Park lovers and their allies in the City Council were dismayed to find no additional funding for the most pressing issues at city parks, when Mayor Eric Adams announced this week there was more money in the city’s coffers than originally thought.
Despite more than $200 million in additional revenue for the current fiscal year and deep reductions in migrant-related spending, no new money was directed to alleviate strains on parks department staffing, as brush fires have torn through city green spaces in recent weeks and the Council looks to expand staffing as part of its composting efforts.
The parks department was allocated a $618 million budget when the budget was adopted in June. That represented more than $20 million in cuts from actual spending the previous year. The agency has lost hundreds in headcount, largely driven by a hiring freeze, program eliminations and attrition.
Now, with something of a windfall for other agencies in the annual November budget update, parks advocates and Council members are pushing for more money amid worries that staffing shortages will lead to decline in city green spaces.
“I can tell you I’m furious,” said Adam Ganser, head of the advocacy organization, New Yorkers for Parks. “I can’t say that I’m surprised.”
The mayor’s budget update includes just under $2 million in lockable bins for parks as part of the administration’s vision for containerizing trash.
But advocates say that does nothing to materially address their concerns that parks staffers are being left in the lurch by austerity measures, in the face of other budget restorations like police academy classes.
“There’s more hiring for police, sanitation is fully funded.
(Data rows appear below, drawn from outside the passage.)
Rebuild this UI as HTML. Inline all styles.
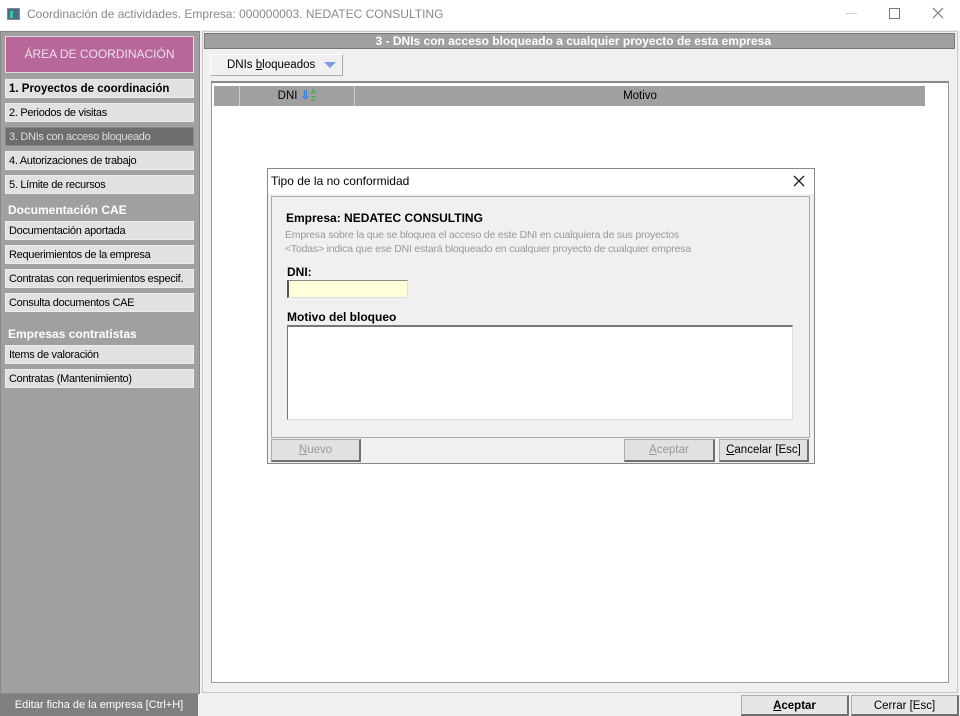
<!DOCTYPE html>
<html><head><meta charset="utf-8"><style>
*{box-sizing:border-box;margin:0;padding:0}
body{width:960px;height:716px;position:relative;background:#f0f0f0;font-family:"Liberation Sans",sans-serif;font-size:12px;color:#000;overflow:hidden}
.a{position:absolute;white-space:nowrap}
.item{position:absolute;left:5px;width:189px;height:19px;background:#e1e1e1;border:1px solid #ececec;font-size:11px;line-height:18px;padding-left:3px;letter-spacing:-0.3px;white-space:nowrap;overflow:hidden}
.hd{position:absolute;left:8px;color:#fff;font-weight:bold;font-size:12px}
.btn{position:absolute;background:#e1e1e1;border:1px solid #adadad;border-right:2px solid #707070;border-bottom:2px solid #707070;text-align:center;font-size:11.5px;line-height:20px;white-space:nowrap}
</style></head><body>
<div class="a" style="left:0;top:0;width:960px;height:30px;background:#fff"></div>
<div class="a" style="left:7px;top:8px;width:13px;height:12px;background:#4a6b8a;border:1px solid #888"><div class="a" style="left:2px;top:2px;width:3px;height:7px;background:#3c9"></div></div>
<div class="a" style="left:27px;top:7px;color:#888;font-size:12px">Coordinación de actividades. Empresa: 000000003. NEDATEC CONSULTING</div>
<div class="a" style="left:846px;top:13px;width:11px;height:1px;background:#ccc"></div>
<div class="a" style="left:889px;top:8px;width:11px;height:11px;border:1px solid #777"></div>
<svg class="a" style="left:932px;top:7px" width="12" height="12"><path d="M1 1L11 11M11 1L1 11" stroke="#777" stroke-width="1.2"/></svg>

<div class="a" style="left:0;top:31px;width:200px;height:663px;background:#a0a0a0;border:1px solid #888"></div>
<div class="a" style="left:5px;top:36px;width:189px;height:37px;background:#b8679a;border:1px solid #ddd;color:#f0e0ea;text-align:center;line-height:35px;font-size:12px">ÁREA DE COORDINACIÓN</div>
<div class="item" style="top:79px;font-weight:bold;font-size:11.5px;letter-spacing:0">1. Proyectos de coordinación</div>
<div class="item" style="top:103px">2. Periodos de visitas</div>
<div class="item" style="top:127px;background:#6e6e6e;color:#ddd;border-color:#888">3. DNIs con acceso bloqueado</div>
<div class="item" style="top:151px">4. Autorizaciones de trabajo</div>
<div class="item" style="top:175px">5. Límite de recursos</div>
<div class="hd" style="top:203px">Documentación CAE</div>
<div class="item" style="top:221px">Documentación aportada</div>
<div class="item" style="top:245px">Requerimientos de la empresa</div>
<div class="item" style="top:269px">Contratas con requerimientos especif.</div>
<div class="item" style="top:293px">Consulta documentos CAE</div>
<div class="hd" style="top:327px">Empresas contratistas</div>
<div class="item" style="top:345px">Items de valoración</div>
<div class="item" style="top:369px">Contratas (Mantenimiento)</div>

<div class="a" style="left:202px;top:31px;width:756px;height:662px;border:1px solid #c8c8c8"></div>
<div class="a" style="left:204px;top:33px;width:751px;height:16px;background:#a0a0a0;border:1px solid #777;color:#fff;font-weight:bold;text-align:right;padding-right:183px;line-height:14px;font-size:12px">3 - DNIs con acceso bloqueado a cualquier proyecto de esta empresa</div>
<div class="a" style="left:210px;top:54px;width:133px;height:22px;background:#f0f0f0;border:1px solid #fff;border-right:1px solid #aaa;border-bottom:1px solid #aaa;line-height:20px;padding-left:16px;font-size:11.5px">DNIs <u>b</u>loqueados <span style="display:inline-block;margin-left:6px;width:0;height:0;border-left:6px solid transparent;border-right:6px solid transparent;border-top:6px solid #7d9be0;vertical-align:middle"></span></div>
<div class="a" style="left:211px;top:81px;width:738px;height:602px;background:#fff;border:1px solid #999;border-top:2px solid #888"></div>
<div class="a" style="left:214px;top:86px;width:711px;height:20px;background:#a0a0a0"></div>
<div class="a" style="left:239px;top:86px;width:116px;height:20px;border-left:1px solid #ccc;border-right:1px solid #ccc;text-align:center;line-height:20px;font-size:11.5px">DNI <span style="color:#2b7de0;font-weight:bold">⇩</span><span style="color:#2a2;font-size:7px;display:inline-block;width:6px;line-height:7px;vertical-align:middle;word-break:break-all;white-space:normal">AZ</span></div>
<div class="a" style="left:355px;top:86px;width:570px;height:20px;text-align:center;line-height:20px;font-size:11.5px">Motivo</div>

<div class="a" style="left:267px;top:168px;width:548px;height:296px;background:#f0f0f0;border:1px solid #888"></div>
<div class="a" style="left:268px;top:169px;width:546px;height:25px;background:#fff"></div>
<div class="a" style="left:271px;top:174px;font-size:12px">Tipo de la no conformidad</div>
<svg class="a" style="left:793px;top:175px" width="12" height="12"><path d="M1 1L11 11M11 1L1 11" stroke="#222" stroke-width="1.3"/></svg>
<div class="a" style="left:271px;top:196px;width:539px;height:242px;border:1px solid #aaa;background:#f0f0f0"></div>
<div class="a" style="left:286px;top:211px;font-weight:bold;font-size:12px">Empresa: NEDATEC CONSULTING</div>
<div class="a" style="left:285px;top:228px;color:#999;font-size:10.5px;line-height:14px;letter-spacing:-0.2px">Empresa sobre la que se bloquea el acceso de este DNI en cualquiera de sus proyectos<br>&lt;Todas&gt; indica que ese DNI estará bloqueado en cualquier proyecto de cualquier empresa</div>
<div class="a" style="left:287px;top:265px;font-weight:bold">DNI:</div>
<div class="a" style="left:287px;top:280px;width:121px;height:18px;background:#ffffd8;border:1px solid #ddd;border-left:2px solid #555;border-top:1px solid #888"></div>
<div class="a" style="left:287px;top:310px;font-weight:bold">Motivo del bloqueo</div>
<div class="a" style="left:287px;top:325px;width:506px;height:95px;background:#fff;border:1px solid #ddd;border-left:1px solid #777;border-top:2px solid #777"></div>
<div class="btn" style="left:271px;top:439px;width:90px;height:23px;color:#999"><u>N</u>uevo</div>
<div class="btn" style="left:624px;top:439px;width:91px;height:23px;color:#999"><u>A</u>ceptar</div>
<div class="btn" style="left:719px;top:439px;width:90px;height:23px"><u>C</u>ancelar [Esc]</div>

<div class="a" style="left:0;top:694px;width:198px;height:22px;background:#7f7f7f;color:#fff;text-align:center;line-height:22px;font-size:11px">Editar ficha de la empresa [Ctrl+H]</div>
<div class="btn" style="left:741px;top:695px;width:108px;height:21px;background:#e6e6e6;font-weight:bold;line-height:20px"><u>A</u>ceptar</div>
<div class="btn" style="left:851px;top:695px;width:108px;height:21px;background:#e6e6e6;line-height:20px">Cerrar [Esc]</div>
</body></html>
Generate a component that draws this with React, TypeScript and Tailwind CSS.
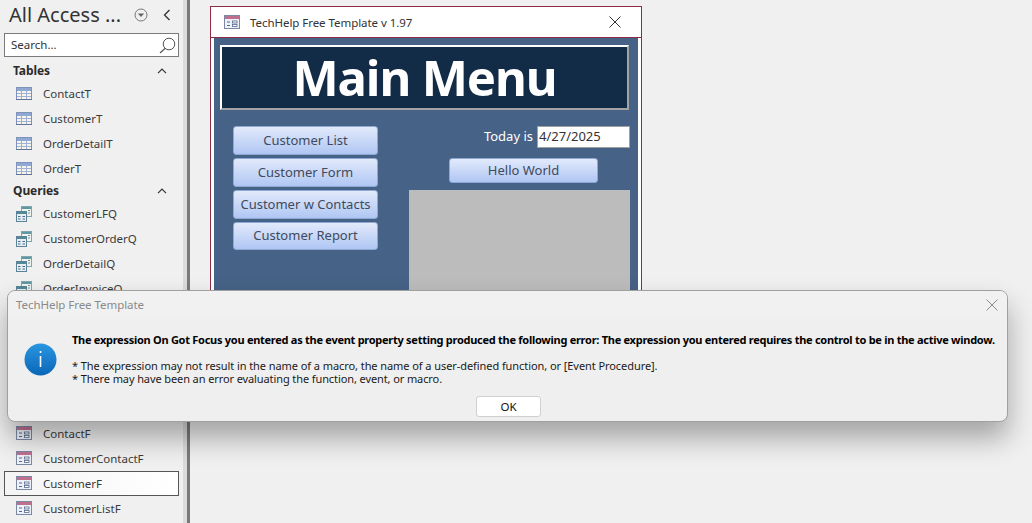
const ui = "font-['Noto_Sans','Open_Sans',sans-serif]";

const TableIcon = () => (
  <svg width="16" height="13" viewBox="0 0 16 13" className="shrink-0">
    <rect x="0.5" y="0.5" width="15" height="12" fill="#f6f4ea" stroke="#7f93b8" />
    <rect x="1" y="1" width="14" height="3" fill="#8fa8d4" />
    <path d="M1 6.5H15M1 9.5H15M5.5 4V12.5M10.5 4V12.5" stroke="#9fb2d6" fill="none" />
    <path d="M0 12.5H16" stroke="#5f7498" />
  </svg>
);

const QueryIcon = () => (
  <svg width="16" height="16" viewBox="0 0 16 16" className="mt-[2px] shrink-0">
    <rect x="5.5" y="0.5" width="10" height="10" fill="#eef3ee" stroke="#7fa6ad" />
    <rect x="6" y="1" width="9" height="2" fill="#5f98a0" />
    <path d="M12 4.5H14M12 7H14" stroke="#6f8fa0" fill="none" />
    <rect x="0.5" y="5.5" width="10" height="10" fill="#e8eef4" stroke="#5b8296" />
    <rect x="1" y="6" width="9" height="2" fill="#4f8a96" />
    <path d="M2 10.5H4.5M2 13H4.5M6.5 10.5H9M6.5 13H9" stroke="#4a6c86" fill="none" />
  </svg>
);

const FormIcon = () => (
  <svg width="16" height="14" viewBox="0 0 16 14" className="shrink-0">
    <rect x="0.5" y="0.5" width="15" height="13" fill="#eef2f8" stroke="#7b88a4" />
    <rect x="1" y="1" width="14" height="3" fill="#c0708f" />
    <path d="M3 7H6M3 10.5H6" stroke="#55688c" fill="none" />
    <rect x="8.5" y="6" width="4.5" height="2" fill="#fff" stroke="#55688c" strokeWidth="0.8" />
    <rect x="8.5" y="9.5" width="4.5" height="2" fill="#fff" stroke="#55688c" strokeWidth="0.8" />
  </svg>
);

const Caret = () => (
  <svg width="10" height="6" viewBox="0 0 10 6" className="shrink-0">
    <path d="M1 5.2L5 1.2L9 5.2" fill="none" stroke="#333" strokeWidth="1.2" />
  </svg>
);

const NavHeader = ({ label }: { label: string }) => (
  <div className="flex h-5 items-center justify-between pl-[13px] pr-[16px]">
    <span className="text-[12px] font-bold tracking-[-0.1px] text-[#2b2b2b]">{label}</span>
    <Caret />
  </div>
);

const NavRow = ({ label, icon, active }: { label: string; icon: React.ReactNode; active?: boolean }) => (
  <div
    className={
      active
        ? "mx-1 flex h-[25px] items-center gap-[11px] border border-[#555] bg-gradient-to-r from-[#f4f4f4] to-white pl-[11px] text-[11.5px] text-[#3a3a3a]"
        : "mx-1 flex h-[25px] items-center gap-[11px] pl-[12px] text-[11.5px] text-[#3a3a3a]"
    }
  >
    <span className="flex w-[16px] justify-center">{icon}</span>
    <span className="pt-[2px]">{label}</span>
  </div>
);

const Sidebar = () => (
  <aside className="w-[183px] shrink-0 bg-[#f0f0f0]">
    <div className="flex h-[30px] items-center pl-[9px]">
      <span className="w-[122px] text-[20px] leading-none text-[#333]">All Access ...</span>
      <svg width="14" height="14" viewBox="0 0 14 14" className="ml-[3px] shrink-0">
        <circle cx="7" cy="7" r="6" fill="none" stroke="#777" />
        <path d="M3.8 5.6H10.2L7 9Z" fill="#666" />
      </svg>
      <svg width="8" height="12" viewBox="0 0 8 12" className="ml-[15px] shrink-0">
        <path d="M6.5 1L1.5 6L6.5 11" fill="none" stroke="#333" strokeWidth="1.3" />
      </svg>
    </div>
    <div className="mx-1 mt-[3px] flex h-[24px] items-center justify-between border border-[#7a7a7a] bg-white pl-[6px] pr-[2px] text-[11.5px] text-[#333]">
      <span>Search...</span>
      <svg width="17" height="17" viewBox="0 0 17 17">
        <circle cx="10" cy="7" r="5.8" fill="none" stroke="#555" />
        <path d="M6 11.5L1 16" stroke="#555" strokeWidth="1.2" />
      </svg>
    </div>
    <div className="mt-[3.5px]">
      <NavHeader label="Tables" />
      {["ContactT", "CustomerT", "OrderDetailT", "OrderT"].map((n) => (
        <NavRow key={n} label={n} icon={<TableIcon />} />
      ))}
      <NavHeader label="Queries" />
      {["CustomerLFQ", "CustomerOrderQ", "OrderDetailQ", "OrderInvoiceQ"].map((n) => (
        <NavRow key={n} label={n} icon={<QueryIcon />} />
      ))}
      {/* rows behind the dialog */}
      <div className="h-[120px]" />
      {["ContactF", "CustomerContactF", "CustomerF", "CustomerListF"].map((n) => (
        <NavRow key={n} label={n} icon={<FormIcon />} active={n === "CustomerF"} />
      ))}
    </div>
  </aside>
);

const MenuButton = ({ label, className }: { label: string; className: string }) => (
  <div
    className={
      "flex items-center justify-center rounded-[3px] border border-[#8fa9d6] bg-gradient-to-b from-[#e2eafb] to-[#b0c6f3] text-[13px] text-[#3f4a5c] " +
      className
    }
  >
    {label}
  </div>
);

const FormWindow = () => (
  <div className="ml-[20px] mt-[6px] h-[400px] w-[432px] border border-[#8e2c48] bg-white">
    <div className="flex h-[31px] items-center border-b border-[#8e2c48] bg-white pl-[13px] pr-[20px]">
      <FormIcon />
      <span className="ml-[10px] flex-1 pt-[1px] text-[11.5px] tracking-[-0.05px] text-[#333]">
        TechHelp Free Template v 1.97
      </span>
      <svg width="12" height="12" viewBox="0 0 12 12">
        <path d="M0.5 0.5L11.5 11.5M11.5 0.5L0.5 11.5" stroke="#333" />
      </svg>
    </div>
    <div className="mx-[3px] h-[369px] bg-[#466286] pl-[6px] pr-[9px] pt-[7px]">
      <div className="flex h-[65px] items-center justify-center border-2 border-white border-b-[#a3a3a3] border-r-[#a3a3a3] bg-[#122b46] text-[49px] font-bold tracking-[-1.1px] text-white">
        Main Menu
      </div>
      <div className="mt-[16px] flex">
        <div className="ml-[13px] flex w-[145px] shrink-0 flex-col gap-[3px]">
          <MenuButton label="Customer List" className="h-[29px]" />
          <MenuButton label="Customer Form" className="h-[29px]" />
          <MenuButton label="Customer w Contacts" className="h-[29px]" />
          <MenuButton label="Customer Report" className="h-[28px]" />
        </div>
        <div className="ml-[31px] flex w-[221px] shrink-0 flex-col">
          <div className="flex h-[22px] items-center justify-end gap-[4px]">
            <span className="text-[13px] text-white">Today is</span>
            <div className="flex h-[22px] w-[93px] items-center border border-[#a0a0a0] bg-white pl-[1px] text-[13px] text-[#333]">
              4/27/2025
            </div>
          </div>
          <MenuButton label="Hello World" className="ml-[40px] mt-[10px] h-[25px] w-[149px]" />
          <div className="mt-[7px] h-[200px] bg-[#bcbcbc]" />
        </div>
      </div>
    </div>
  </div>
);

const ErrorDialog = () => (
  <div className="absolute left-[7px] top-[290px] h-[132px] w-[1001px] overflow-hidden rounded-lg border border-[#a0a0a0] bg-[#efefef] shadow-[0_16px_28px_rgba(0,0,0,0.32)]">
    <div className="flex h-[28px] items-center justify-between bg-[#f1f1f1] pl-[8px] pr-[9px]">
      <span className="text-[11.5px] tracking-[-0.05px] text-[#8a8a8a]">TechHelp Free Template</span>
      <svg width="12" height="12" viewBox="0 0 12 12">
        <path d="M0.5 0.5L11.5 11.5M11.5 0.5L0.5 11.5" stroke="#8c8c8c" />
      </svg>
    </div>
    <div className="flex pl-[16px]">
      <svg width="33" height="33" viewBox="0 0 33 33" className="mt-[24px] shrink-0">
        <defs>
          <linearGradient id="info" x1="0" y1="0" x2="0" y2="1">
            <stop offset="0" stopColor="#2a96e0" />
            <stop offset="1" stopColor="#0a66b8" />
          </linearGradient>
        </defs>
        <circle cx="16.5" cy="16.5" r="16" fill="url(#info)" />
        <rect x="15.7" y="8" width="1.6" height="2" fill="#fff" />
        <rect x="15.7" y="13" width="1.6" height="11" fill="#fff" />
      </svg>
      <div className="ml-[15px] pt-[14px] text-[11px] leading-[13px] text-[#1a1a1a]">
        <p className="whitespace-nowrap text-[11px] font-bold tracking-[-0.27px] text-black">
          The expression On Got Focus you entered as the event property setting produced the following error: The expression you entered requires the control to be in the active window.
        </p>
        <p className="mt-[13px] whitespace-nowrap tracking-[-0.07px]">
          * The expression may not result in the name of a macro, the name of a user-defined function, or [Event Procedure].
        </p>
        <p className="whitespace-nowrap tracking-[-0.1px]">
          * There may have been an error evaluating the function, event, or macro.
        </p>
      </div>
    </div>
    <div className="absolute bottom-[4px] left-[468px] flex h-[21px] w-[65px] items-center justify-center rounded-[3px] border border-[#d0d0d0] bg-white text-[11.5px] text-[#111]">
      OK
    </div>
  </div>
);

export default function App() {
  return (
    <div className={"relative flex h-[523px] w-[1032px] overflow-hidden bg-[#f0f0f0] " + ui}>
      <Sidebar />
      <div className="flex w-[7px] shrink-0 bg-[#dcdcdc]">
        <div className="ml-auto h-full w-[3px] bg-[#7a7a7a]" />
      </div>
      <main className="min-w-0 flex-1">
        <FormWindow />
      </main>
      <ErrorDialog />
    </div>
  );
}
The libraries and cultural [institutions] are fully funded and yet parks has been singled out as really the only entity that is not only not getting additional funding, but is getting cut, and there’s no rhyme or reason around it,” Ganser said.
City lawmakers and parks experts have said the unprecedented amount of fires in parks as a result of the drought could have been mitigated with better park maintenance: people cleaning up debris, clearing away brush and enforcing rules such as no smoking or campfires.
“This budget modification is completely silent on money for our parks,” Councilmember Justin Brannan said on WNYC, hours after the mayor unveiled the updated plan. “There’s tons of money out there for cops, but there seems to be money for little else, and it just doesn’t add up.”
Spokespeople for the mayor did not provide comment on Friday.
Parks advocates banded together in the aftermath of the mayor’s announcement to decry what they describe as a lack of attention to the most urgent issues facing the parks department.
“At a time when our city’s parks are literally burning, Mayor Adams’ refusal to restore NYC Parks budget cuts is a slap in the face to the New Yorkers who rely on these vital spaces and the Parks workers struggling to maintain them,” reads a statement from the Play Fair for Parks Coalition, which includes Ganser’s organization and the New York League of Conservation Voters.
As a mayoral candidate, Adams pledged to make sure that the parks budget accounted for at least one percent of the city’s overall budget — it’s currently at about half that amount.
“We went into November thinking we could at least get something, and we got nothing,” Alia Soomro, deputy director for city policy at the New York League of Conservation Voters, said.
Soomro echoed Ganser in saying that libraries, often used as a bargaining chip in budget negotiations, saw their budget restored, allowing for the return of seven-day service to locations that lost it as a result of cuts.
But she worries that parks funding is a different story.
“You could make the argument that parks has really been so disinvested in over the past few decades that it’s a special case,” she said. “People don’t take it seriously.”